OK, perhaps these bombings served a worthwhile purpose (although if Clinton's advisors think that bombing Khartoum is in any way going to soothe Sudanese relations, they need to be dismissed). A symbolic purpose, anyway. Question is, symbolic for whom? For the terrorists? For the Islamic nations? For the American people? Who will benefit from this symbol?
It gets harder and harder to like Clinton. Why did I like him this long anyway? Why do I persist?
Well ... I got an email this morning. I'm going to quote a sizable chunk of the middle; apologies to whoever originally started circulating this Xeroxlore.
It purports to be the "unedited" text of Clinton's confession speech. It starts with the admission "I banged her," but the salient part's here in the middle:
Six years ago, there was not a man, woman, or child who didn't know I was as horny as Woody Allen. But you elected me anyway, which turned out to be a good move on your part. Your other choice was Bush, an aging baseball player and part-time resident of some place called "Kennebunkport" who thought he could bomb his way into the White House; and Perot, a whining nasal-toned munchkin with his own vision of the Ivory City.
Before them there was Reagan, who left the office with the same Alzheimer's he came in with; and Carter before him who brought you a 17% prime interest rate, smiling the whole time like his lithium drip had just kicked in. It was Nixon who before that coined, but never really understood, the concept of "plausible deniability," and almost got a one-way ticket to San Clemente for his crackerjack style of governing. Johnson was an inbred, power-mad war criminal whose major contribution to American society was Johnson City and chili. And finally John Kennedy, who was a little naughty himself, who didn't hang around long enough for America to spot that curious atavistic tic for "beaver-wrestling" shared by at least a dozen former residents of the White House.
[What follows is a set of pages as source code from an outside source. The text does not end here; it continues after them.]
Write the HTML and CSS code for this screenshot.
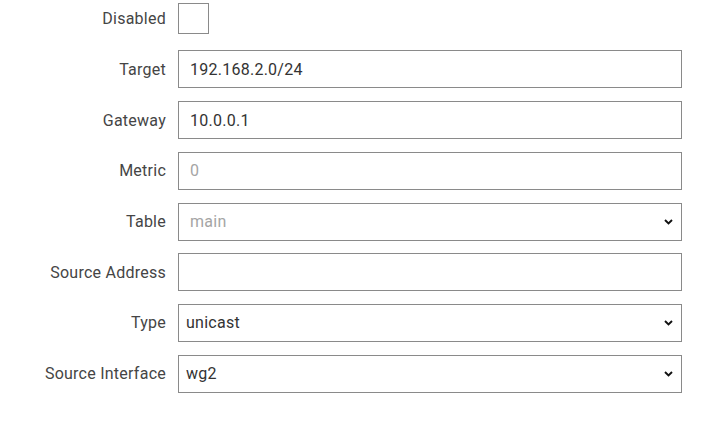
FILE: index.html
```html
<!DOCTYPE html>
<html>
<head>
<meta charset="utf-8">
<link rel="stylesheet" href="styles.css">
</head>
<body>
<form class="form">
  <div class="row row-first">
    <label class="label" for="disabled">Disabled</label>
    <div class="control"><input id="disabled" class="checkbox" type="checkbox"></div>
  </div>
  <div class="row">
    <label class="label" for="target">Target</label>
    <div class="control"><input id="target" class="text" type="text" value="192.168.2.0/24"></div>
  </div>
  <div class="row">
    <label class="label" for="gateway">Gateway</label>
    <div class="control"><input id="gateway" class="text" type="text" value="10.0.0.1"></div>
  </div>
  <div class="row">
    <label class="label" for="metric">Metric</label>
    <div class="control"><input id="metric" class="text" type="text" placeholder="0"></div>
  </div>
  <div class="row">
    <label class="label" for="table">Table</label>
    <div class="control select-wrap">
      <select id="table" class="select select-placeholder"><option>main</option></select>
      <svg class="chevron" width="9" height="6" viewBox="0 0 9 6"><polyline points="1,1 4.5,4.5 8,1" fill="none" stroke="#111" stroke-width="1.9"/></svg>
    </div>
  </div>
  <div class="row">
    <label class="label" for="srcaddr">Source Address</label>
    <div class="control"><input id="srcaddr" class="text" type="text"></div>
  </div>
  <div class="row">
    <label class="label" for="type">Type</label>
    <div class="control select-wrap">
      <select id="type" class="select"><option>unicast</option></select>
      <svg class="chevron" width="9" height="6" viewBox="0 0 9 6"><polyline points="1,1 4.5,4.5 8,1" fill="none" stroke="#111" stroke-width="1.9"/></svg>
    </div>
  </div>
  <div class="row">
    <label class="label" for="srciface">Source Interface</label>
    <div class="control select-wrap">
      <select id="srciface" class="select"><option>wg2</option></select>
      <svg class="chevron" width="9" height="6" viewBox="0 0 9 6"><polyline points="1,1 4.5,4.5 8,1" fill="none" stroke="#111" stroke-width="1.9"/></svg>
    </div>
  </div>
</form>
</body>
</html>
```

FILE: styles.css
```css
html, body {
  margin: 0;
  padding: 0;
  background: #fff;
}

body {
  font-family: Roboto, "Liberation Sans", sans-serif;
  font-size: 16px;
  letter-spacing: 0.25px;
  color: #454545;
  width: 710px;
  height: 425px;
  overflow: hidden;
}

.form {
  display: flex;
  flex-direction: column;
  gap: 12.7px;
  margin: 0;
}

.row {
  display: flex;
  align-items: center;
  gap: 12px;
  height: 38px;
}

.row-first {
  height: 37.8px;
}

.label {
  width: 166px;
  text-align: right;
  flex: none;
  color: #454545;
}

.control {
  width: 504px;
  height: 38px;
  display: flex;
  align-items: center;
  flex: none;
}

.select-wrap {
  position: relative;
}

.checkbox {
  appearance: none;
  -webkit-appearance: none;
  margin: 0;
  width: 31px;
  height: 31px;
  border: 1px solid #8a8a8a;
  background: #fff;
  box-sizing: border-box;
}

.text,
.select {
  appearance: none;
  -webkit-appearance: none;
  box-sizing: border-box;
  width: 504px;
  height: 38px;
  margin: 0;
  border: 1px solid #8a8a8a;
  border-radius: 0;
  background: #fff;
  font-family: Roboto, "Liberation Sans", sans-serif;
  font-size: 16px;
  letter-spacing: 0.25px;
  color: #333;
  outline: none;
}

.text {
  padding: 0 11px;
}

.text::placeholder {
  color: #a5a5a5;
}

.select {
  padding: 0 30px 0 7px;
}

.select-placeholder {
  color: #a5a5a5;
  padding-left: 11px;
}

.chevron {
  position: absolute;
  right: 9px;
  top: 16px;
  pointer-events: none;
}
```
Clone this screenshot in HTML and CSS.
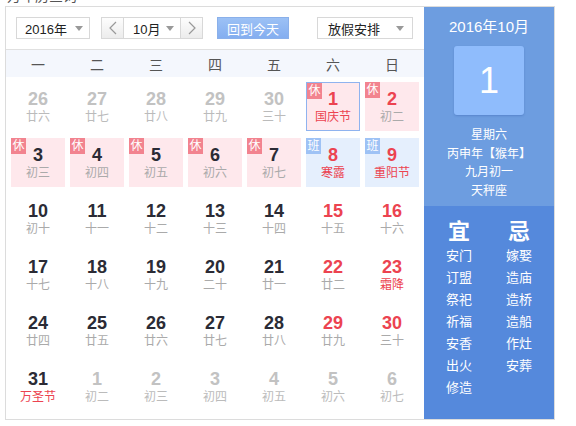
FILE: index.html
```html
<!DOCTYPE html>
<html lang="zh-CN">
<head>
<meta charset="utf-8">
<link rel="stylesheet" href="styles.css">
</head>
<body>
<div class="cut"><span>万年历查询</span></div>
<div class="cal">
  <div class="main">
    <div class="toolbar">
      <div class="sel year"><span>2016年</span><i class="tri"></i></div>
      <div class="mgroup">
        <div class="nav"><svg width="8" height="14" viewBox="0 0 8 14"><path d="M7 1 L1 7 L7 13" fill="none" stroke="#999" stroke-width="1.2"/></svg></div>
        <div class="sel month"><span>10月</span><i class="tri"></i></div>
        <div class="nav"><svg width="8" height="14" viewBox="0 0 8 14"><path d="M1 1 L7 7 L1 13" fill="none" stroke="#999" stroke-width="1.2"/></svg></div>
      </div>
      <div class="today">回到今天</div>
      <div class="sel holiday"><span>放假安排</span><i class="tri"></i></div>
    </div>
    <div class="weekdays">
      <span>一</span><span>二</span><span>三</span><span>四</span><span>五</span><span>六</span><span>日</span>
    </div>
    <div class="grid">
      <div class="day other"><b>26</b><em>廿六</em></div>
      <div class="day other"><b>27</b><em>廿七</em></div>
      <div class="day other"><b>28</b><em>廿八</em></div>
      <div class="day other"><b>29</b><em>廿九</em></div>
      <div class="day other"><b>30</b><em>三十</em></div>
      <div class="day rest wk sel-day fest"><i class="tag">休</i><b>1</b><em>国庆节</em></div>
      <div class="day rest wk"><i class="tag">休</i><b>2</b><em>初二</em></div>

      <div class="day rest"><i class="tag">休</i><b>3</b><em>初三</em></div>
      <div class="day rest"><i class="tag">休</i><b>4</b><em>初四</em></div>
      <div class="day rest"><i class="tag">休</i><b>5</b><em>初五</em></div>
      <div class="day rest"><i class="tag">休</i><b>6</b><em>初六</em></div>
      <div class="day rest"><i class="tag">休</i><b>7</b><em>初七</em></div>
      <div class="day work wk fest"><i class="tag">班</i><b>8</b><em>寒露</em></div>
      <div class="day work wk fest"><i class="tag">班</i><b>9</b><em>重阳节</em></div>

      <div class="day"><b>10</b><em>初十</em></div>
      <div class="day"><b>11</b><em>十一</em></div>
      <div class="day"><b>12</b><em>十二</em></div>
      <div class="day"><b>13</b><em>十三</em></div>
      <div class="day"><b>14</b><em>十四</em></div>
      <div class="day wk"><b>15</b><em>十五</em></div>
      <div class="day wk"><b>16</b><em>十六</em></div>

      <div class="day"><b>17</b><em>十七</em></div>
      <div class="day"><b>18</b><em>十八</em></div>
      <div class="day"><b>19</b><em>十九</em></div>
      <div class="day"><b>20</b><em>二十</em></div>
      <div class="day"><b>21</b><em>廿一</em></div>
      <div class="day wk"><b>22</b><em>廿二</em></div>
      <div class="day wk fest"><b>23</b><em>霜降</em></div>

      <div class="day"><b>24</b><em>廿四</em></div>
      <div class="day"><b>25</b><em>廿五</em></div>
      <div class="day"><b>26</b><em>廿六</em></div>
      <div class="day"><b>27</b><em>廿七</em></div>
      <div class="day"><b>28</b><em>廿八</em></div>
      <div class="day wk"><b>29</b><em>廿九</em></div>
      <div class="day wk"><b>30</b><em>三十</em></div>

      <div class="day fest"><b>31</b><em>万圣节</em></div>
      <div class="day other"><b>1</b><em>初二</em></div>
      <div class="day other"><b>2</b><em>初三</em></div>
      <div class="day other"><b>3</b><em>初四</em></div>
      <div class="day other"><b>4</b><em>初五</em></div>
      <div class="day other"><b>5</b><em>初六</em></div>
      <div class="day other"><b>6</b><em>初七</em></div>
    </div>
  </div>
  <div class="side">
    <div class="side-top">
      <div class="ym">2016年10月</div>
      <div class="big">1</div>
      <div class="info">
        <div>星期六</div>
        <div>丙申年【猴年】</div>
        <div>九月初一</div>
        <div>天秤座</div>
      </div>
    </div>
    <div class="side-bottom">
      <div class="col">
        <div class="hd">宜</div>
        <div>安门</div><div>订盟</div><div>祭祀</div><div>祈福</div><div>安香</div><div>出火</div><div>修造</div>
      </div>
      <div class="col">
        <div class="hd">忌</div>
        <div>嫁娶</div><div>造庙</div><div>造桥</div><div>造船</div><div>作灶</div><div>安葬</div>
      </div>
    </div>
  </div>
</div>
</body>
</html>
```
FILE: styles.css
```css
* { box-sizing: border-box; }
html, body { margin: 0; padding: 0; background: #fff; overflow: hidden; }
body {
  width: 576px; height: 426px;
  font-family: "Liberation Sans", "Noto Sans CJK SC", sans-serif;
  color: #333;
}
.cut {
  height: 3px;
  overflow: hidden;
  font-size: 14px;
  line-height: 14px;
  padding-left: 7px;
  color: #555;
}
.cut span { display: block; margin-top: -11px; }
.cal {
  margin: 3px 0 0 5px;
  width: 550px;
  height: 414px;
  border: 1px solid #dcdcdc;
  display: flex;
}
.main { width: 418px; display: flex; flex-direction: column; }
.toolbar {
  height: 43px;
  border-bottom: 1px solid #e0e0e0;
  display: flex;
  align-items: flex-start;
  padding: 10px 0 0 10px;
}
.sel {
  height: 22px;
  border: 1px solid #d8d8d8;
  background: #fff;
  display: flex;
  align-items: center;
  justify-content: space-between;
  font-size: 13px;
  color: #222;
  padding: 0 6px 0 8px;
}
.tri {
  width: 0; height: 0;
  border-left: 4px solid transparent;
  border-right: 4px solid transparent;
  border-top: 5px solid #999;
}
.year { width: 74px; }
.mgroup {
  margin-left: 11px;
  display: flex;
  height: 22px;
  border: 1px solid #d8d8d8;
}
.mgroup .sel { height: 20px; border: none; border-left: 1px solid #d8d8d8; border-right: 1px solid #d8d8d8; width: 58px; padding-left: 9px; }
.nav {
  width: 21px;
  height: 20px;
  background: linear-gradient(#fdfdfd, #ececec);
  display: flex;
  align-items: center;
  justify-content: center;
}
.today {
  margin-left: 14px;
  width: 72px;
  height: 22px;
  background: linear-gradient(#9cc1f5, #84aef0);
  border: 1px solid #8ab0ea;
  color: #fff;
  font-size: 13px;
  display: flex;
  align-items: center;
  justify-content: center;
}
.holiday { margin-left: 28px; width: 96px; padding-left: 10px; padding-right: 8px; }
.weekdays {
  height: 27px;
  background: #f4f7fd;
  display: grid;
  grid-template-columns: repeat(7, 54px);
  column-gap: 5px;
  padding: 0 5px;
  align-items: center;
  font-size: 14px;
  color: #555;
}
.weekdays span { text-align: center; }
.grid {
  display: grid;
  grid-template-columns: repeat(7, 54px);
  grid-template-rows: repeat(6, 49px);
  column-gap: 5px;
  row-gap: 7px;
  padding: 5px 5px 0 5px;
}
.day {
  position: relative;
  text-align: center;
  padding-top: 7px;
}
.day b {
  display: block;
  font-size: 18px;
  line-height: 20px;
  font-weight: bold;
  color: #2b2b35;
}
.day em {
  display: block;
  font-style: normal;
  font-size: 12px;
  line-height: 16px;
  color: #aaa;
}
.day.wk b { color: #ec4350; }
.day.fest em { color: #ec4350; }
.day.other b { color: #c2c2c2; }
.day.other em { color: #bbb; }
.day.rest { background: #fee8ec; }
.day.work { background: #e5effd; }
.day.sel-day { border: 1px solid #8fb3ef; padding-top: 6px; }
.tag {
  position: absolute;
  left: 0; top: 0;
  width: 15px; height: 16px;
  font-style: normal;
  font-size: 12px;
  line-height: 16px;
  color: #fff;
  text-align: center;
  background: #f2838f;
}
.work .tag { background: #9ec2f5; }
.side { width: 130px; display: flex; flex-direction: column; color: #fff; }
.side-top {
  height: 199px;
  background: #6d9de0;
  display: flex;
  flex-direction: column;
  align-items: center;
  padding-top: 11px;
}
.ym { font-size: 15px; line-height: 18px; }
.big {
  margin-top: 10px;
  width: 70px; height: 69px;
  background: #8fbcfc;
  border-radius: 3px;
  box-shadow: 0 1px 2px rgba(40,80,160,0.3);
  font-size: 36px;
  line-height: 69px;
  text-align: center;
}
.info { margin-top: 11px; font-size: 12px; line-height: 18.7px; text-align: center; }
.side-bottom {
  flex: 1;
  background: #5589dc;
  display: flex;
  padding: 13px 5px 0 5px;
}
.col { width: 60px; text-align: center; font-size: 13px; line-height: 22px; }
.col .hd { font-size: 22px; line-height: 26px; font-weight: bold; margin-bottom: 0; }
```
Which brings me back to my point. Since I have been strumming the Deliverance banjo here at the White House, government is doing more. The budget is balanced for the first time since JFK did a one-gun salute to Marilyn, a fact the press didn't seem to care about, evidently. Unemployment is so low today a blind felon could get a job as a night-watchman. The stock market is higher than a D-student on a full gram of dumb-dust, and anyone with a degree from a junior college who can spell "internet" has enough money to ponder the annual maintenance cost of his yacht, instead of where his or her next meal is coming from.
That was clearly written before yesterday's events. It was a lot easier to agree with, to laugh at, before then.
The problem is that I can forgive sex, lies, and videotape, but bombing someone - whether for political reasons or not - is higher up on my list of sins. One of the few ideals I cling to is that it is impossible to fight fire with fire.
After all, I didn't dislike the Republican presidents because they were Republicans - I disliked them because of their militaristic streaks. (And because of their bigoted streaks. And because they hated the poor. None of that automatically comes with being Republican, although these days it does seem to be a package deal.)
I suppose I shouldn't be surprised at Clinton. Adultery and shows of military might both spring from the same place. Clinton is a fine president - as I have noted before - except when he thinks with his penis.